Hunter Hunter - 6 months ago 24
HTML Question

Find third occurring `<p>` tag using with Beautiful Soup

As the title suggests, I'm trying to understand how to find the third occurring

<p>
of a website (as an example, I used the following website: http://www.musicmeter.nl/album/31759).

Using the answer to this question, I tried the following code

from bs4 import BeautifulSoup
import requests
html = requests.get("http://www.musicmeter.nl/album/31759").text # get HTML from http://www.musicmeter.nl/album/31759
soup = BeautifulSoup(html, 'html5lib') # Get data out of HTML

first_paragraph = soup.find('p') # or just soup.p

print "first paragraph:", first_paragraph

second_paragraph = first_paragraph.find_next_siblings('p')

print "second paragraph:", second_paragraph

third_paragraph = second_paragraph.find_next_siblings('p')

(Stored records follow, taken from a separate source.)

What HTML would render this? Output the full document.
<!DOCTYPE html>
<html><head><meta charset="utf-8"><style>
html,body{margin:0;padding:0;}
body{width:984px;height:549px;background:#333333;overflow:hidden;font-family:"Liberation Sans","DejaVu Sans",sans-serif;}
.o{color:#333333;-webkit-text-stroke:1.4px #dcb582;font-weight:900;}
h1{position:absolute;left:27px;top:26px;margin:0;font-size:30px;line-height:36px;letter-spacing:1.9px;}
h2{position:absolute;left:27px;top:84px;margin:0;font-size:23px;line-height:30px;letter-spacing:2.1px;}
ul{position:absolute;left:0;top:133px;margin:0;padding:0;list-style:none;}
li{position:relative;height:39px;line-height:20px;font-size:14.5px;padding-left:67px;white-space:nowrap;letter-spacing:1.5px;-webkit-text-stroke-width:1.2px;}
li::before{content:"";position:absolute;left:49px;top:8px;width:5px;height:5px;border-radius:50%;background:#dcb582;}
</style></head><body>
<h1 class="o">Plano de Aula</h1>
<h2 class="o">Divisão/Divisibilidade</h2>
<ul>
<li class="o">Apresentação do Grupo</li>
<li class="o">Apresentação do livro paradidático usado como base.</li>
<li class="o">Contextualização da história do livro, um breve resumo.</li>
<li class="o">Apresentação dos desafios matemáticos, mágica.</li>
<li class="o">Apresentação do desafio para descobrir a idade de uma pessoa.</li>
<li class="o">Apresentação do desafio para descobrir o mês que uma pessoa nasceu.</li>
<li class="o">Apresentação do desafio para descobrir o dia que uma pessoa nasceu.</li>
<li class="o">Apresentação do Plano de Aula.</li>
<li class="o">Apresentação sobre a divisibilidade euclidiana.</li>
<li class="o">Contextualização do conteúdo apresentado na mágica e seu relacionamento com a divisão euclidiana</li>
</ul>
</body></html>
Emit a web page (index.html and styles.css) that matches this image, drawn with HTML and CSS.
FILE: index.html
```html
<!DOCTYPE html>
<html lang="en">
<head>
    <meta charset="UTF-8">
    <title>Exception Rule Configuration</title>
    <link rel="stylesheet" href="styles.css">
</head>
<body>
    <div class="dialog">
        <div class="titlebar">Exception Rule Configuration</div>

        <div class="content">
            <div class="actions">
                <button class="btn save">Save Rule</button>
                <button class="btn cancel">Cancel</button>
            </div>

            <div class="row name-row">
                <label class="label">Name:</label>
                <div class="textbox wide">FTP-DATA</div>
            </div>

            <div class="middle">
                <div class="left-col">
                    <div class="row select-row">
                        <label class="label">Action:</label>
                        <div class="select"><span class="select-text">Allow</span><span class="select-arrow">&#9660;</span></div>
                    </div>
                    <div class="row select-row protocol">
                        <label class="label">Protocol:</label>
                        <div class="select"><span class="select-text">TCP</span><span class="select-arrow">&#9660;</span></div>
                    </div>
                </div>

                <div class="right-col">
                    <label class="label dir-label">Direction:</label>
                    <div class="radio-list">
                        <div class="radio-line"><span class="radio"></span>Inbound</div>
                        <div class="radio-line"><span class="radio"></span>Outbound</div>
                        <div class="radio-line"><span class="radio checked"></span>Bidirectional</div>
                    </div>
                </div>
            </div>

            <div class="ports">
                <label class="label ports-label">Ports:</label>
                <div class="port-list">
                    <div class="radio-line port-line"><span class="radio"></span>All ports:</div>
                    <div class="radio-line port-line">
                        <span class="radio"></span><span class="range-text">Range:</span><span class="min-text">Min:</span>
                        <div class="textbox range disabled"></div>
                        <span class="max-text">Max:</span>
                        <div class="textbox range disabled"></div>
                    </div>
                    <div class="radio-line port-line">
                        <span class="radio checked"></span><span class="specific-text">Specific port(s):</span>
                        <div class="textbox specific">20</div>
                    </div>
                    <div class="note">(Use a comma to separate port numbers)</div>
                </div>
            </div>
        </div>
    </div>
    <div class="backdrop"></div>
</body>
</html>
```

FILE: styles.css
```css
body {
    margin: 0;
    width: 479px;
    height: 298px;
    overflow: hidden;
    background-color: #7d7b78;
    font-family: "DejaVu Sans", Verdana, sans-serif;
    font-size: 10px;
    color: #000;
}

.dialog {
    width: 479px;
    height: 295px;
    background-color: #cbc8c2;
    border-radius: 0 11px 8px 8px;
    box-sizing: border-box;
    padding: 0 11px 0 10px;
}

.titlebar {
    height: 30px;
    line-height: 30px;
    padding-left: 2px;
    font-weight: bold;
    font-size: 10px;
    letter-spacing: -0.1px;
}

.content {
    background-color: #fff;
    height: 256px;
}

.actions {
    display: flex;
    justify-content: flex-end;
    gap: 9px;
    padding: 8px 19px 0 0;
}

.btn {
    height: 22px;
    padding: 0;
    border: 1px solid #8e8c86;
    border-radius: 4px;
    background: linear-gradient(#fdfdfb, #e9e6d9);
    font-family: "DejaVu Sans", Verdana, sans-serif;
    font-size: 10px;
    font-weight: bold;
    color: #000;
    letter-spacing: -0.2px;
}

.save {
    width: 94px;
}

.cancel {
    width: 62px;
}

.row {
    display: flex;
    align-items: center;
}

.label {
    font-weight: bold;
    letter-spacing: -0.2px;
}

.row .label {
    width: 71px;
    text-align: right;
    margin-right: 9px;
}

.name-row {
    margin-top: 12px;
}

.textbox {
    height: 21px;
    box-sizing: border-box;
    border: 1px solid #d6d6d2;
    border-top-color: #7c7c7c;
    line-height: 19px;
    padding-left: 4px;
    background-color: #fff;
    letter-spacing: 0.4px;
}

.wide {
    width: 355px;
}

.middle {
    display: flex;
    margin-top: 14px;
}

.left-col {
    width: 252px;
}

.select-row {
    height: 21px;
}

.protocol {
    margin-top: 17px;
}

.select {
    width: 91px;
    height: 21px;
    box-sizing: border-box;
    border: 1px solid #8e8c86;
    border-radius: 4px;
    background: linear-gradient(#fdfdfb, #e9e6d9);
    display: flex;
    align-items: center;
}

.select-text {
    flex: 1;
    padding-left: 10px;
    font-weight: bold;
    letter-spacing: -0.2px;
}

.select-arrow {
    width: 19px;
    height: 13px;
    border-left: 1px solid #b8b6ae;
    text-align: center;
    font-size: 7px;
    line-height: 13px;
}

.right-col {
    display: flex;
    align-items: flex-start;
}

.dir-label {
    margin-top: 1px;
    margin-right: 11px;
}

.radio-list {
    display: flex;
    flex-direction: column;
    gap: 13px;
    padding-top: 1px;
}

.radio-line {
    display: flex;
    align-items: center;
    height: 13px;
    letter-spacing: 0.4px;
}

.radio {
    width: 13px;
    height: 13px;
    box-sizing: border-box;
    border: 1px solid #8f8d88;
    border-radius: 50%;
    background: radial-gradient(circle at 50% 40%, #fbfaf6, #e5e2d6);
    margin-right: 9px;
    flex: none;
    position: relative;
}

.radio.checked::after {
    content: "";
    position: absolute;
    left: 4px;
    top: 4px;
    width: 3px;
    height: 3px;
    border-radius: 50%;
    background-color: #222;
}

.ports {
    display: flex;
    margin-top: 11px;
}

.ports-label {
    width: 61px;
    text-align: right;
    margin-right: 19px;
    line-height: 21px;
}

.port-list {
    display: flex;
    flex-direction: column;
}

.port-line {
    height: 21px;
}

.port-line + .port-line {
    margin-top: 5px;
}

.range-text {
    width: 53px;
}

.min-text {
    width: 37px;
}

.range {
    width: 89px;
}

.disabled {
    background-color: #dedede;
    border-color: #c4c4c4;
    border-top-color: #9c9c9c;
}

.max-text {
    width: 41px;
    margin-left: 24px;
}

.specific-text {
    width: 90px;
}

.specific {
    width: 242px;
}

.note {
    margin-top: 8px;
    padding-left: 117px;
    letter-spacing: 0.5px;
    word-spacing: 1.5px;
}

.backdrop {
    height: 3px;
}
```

print "third paragraph:", third_paragraph


But this code results in the following error for the third_paragraph:

Traceback (most recent call last):
File "page_109.py", line 21, in <module>
third_paragraph = second_paragraph.find_next_siblings('p')
AttributeError: 'ResultSet' object has no attribute 'find_next_siblings'


I tried to lookup the error, but I couldn't figure out what is wrong.

Answer

.find_next_siblings('p') returns a BeautifulSoup result set which is like a list in python. Try the following code instead.

first_paragraph = soup.find('p')
siblings = first_paragraph.find_next_siblings('p')
print "second paragraph:", siblings[0]
print "third paragraph:", siblings[1]